After the traditional turkey coma, there’s nothing like a comfortable chair and a good book. For me, this week has been mainly about mysteries, all of very different kinds: a 1920s ghost story (or, rather, “ghost” story), a modern Scottish police procedural, and a Victorian with the suggestion of a paranormal element.
— Georgette Heyer’s Footsteps in the Dark, in which three siblings inherit a “haunted” house, and, in the company of their eccentric aunt, attempt to move in, despite the ghostly– or just ghastly?– phantom monk determined to roust them out. I wanted to love this book. An old abbey! Ghosts! Heyer! While it wasn’t bad, it felt like it fell uncomfortably between drawing room comedy, mystery, and ghost story, and never quite made up its mind which it wanted to be. I think, had I gone in thinking of it as a mystery rather than as a ghost story, I would have liked it much better.
— Peter May’s The Blackhouse, in which a policeman returns to his home island to solve the gruesome murder of a man who bullied him as a child and is forced to confront the suppressed remnants of his own past. If you like the darker sort of police procedural, this is for you. It’s brilliantly done, unraveling the pieces bit by bit as you get deeper into the hero’s tangled past, which turns out to be the key to the murder in the present. It’s also an evocative picture of island life in one of the more remote parts of Scotland.

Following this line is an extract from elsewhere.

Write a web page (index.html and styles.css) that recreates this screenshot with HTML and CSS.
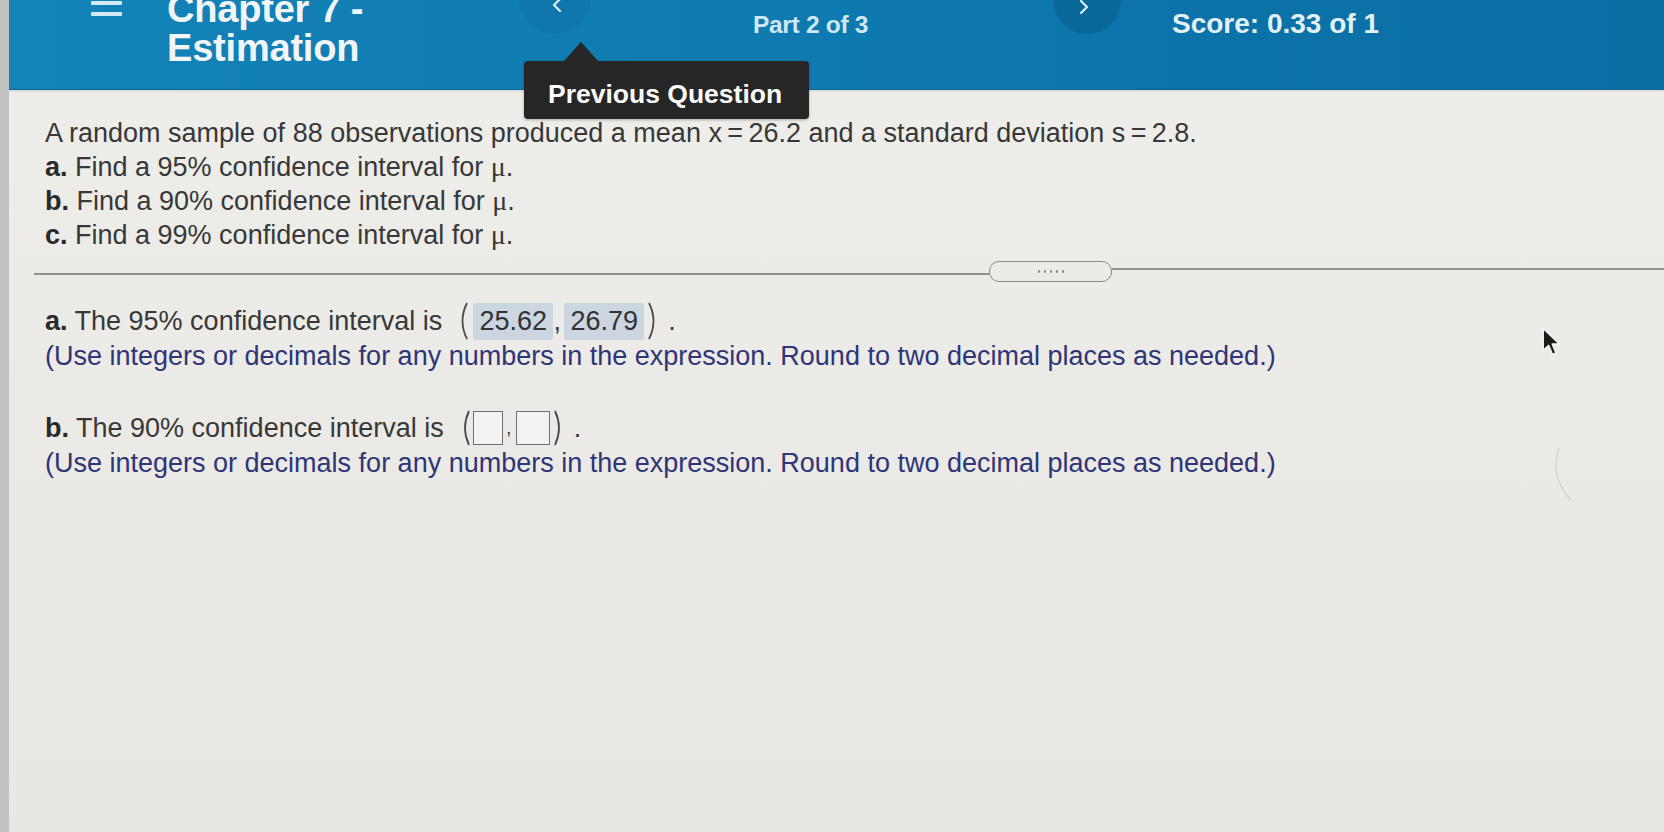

— Barbara Michael’s The Wizard’s Daughter, in which an orphaned girl adrift in 1880s London is swept up by an eccentric duchess on the theory that the girl is the daughter of a missing medium and the inheritor of his psychic powers. This was never one of my favorite Barbara Michaels novels (it’s a bit too self-mocking), but re-reading it brought home to be me that there are times when even a lesser Barbara Michaels can be better than the best of anything else. There are so few people who write with such entirely engaging prose.
What have you been reading this week?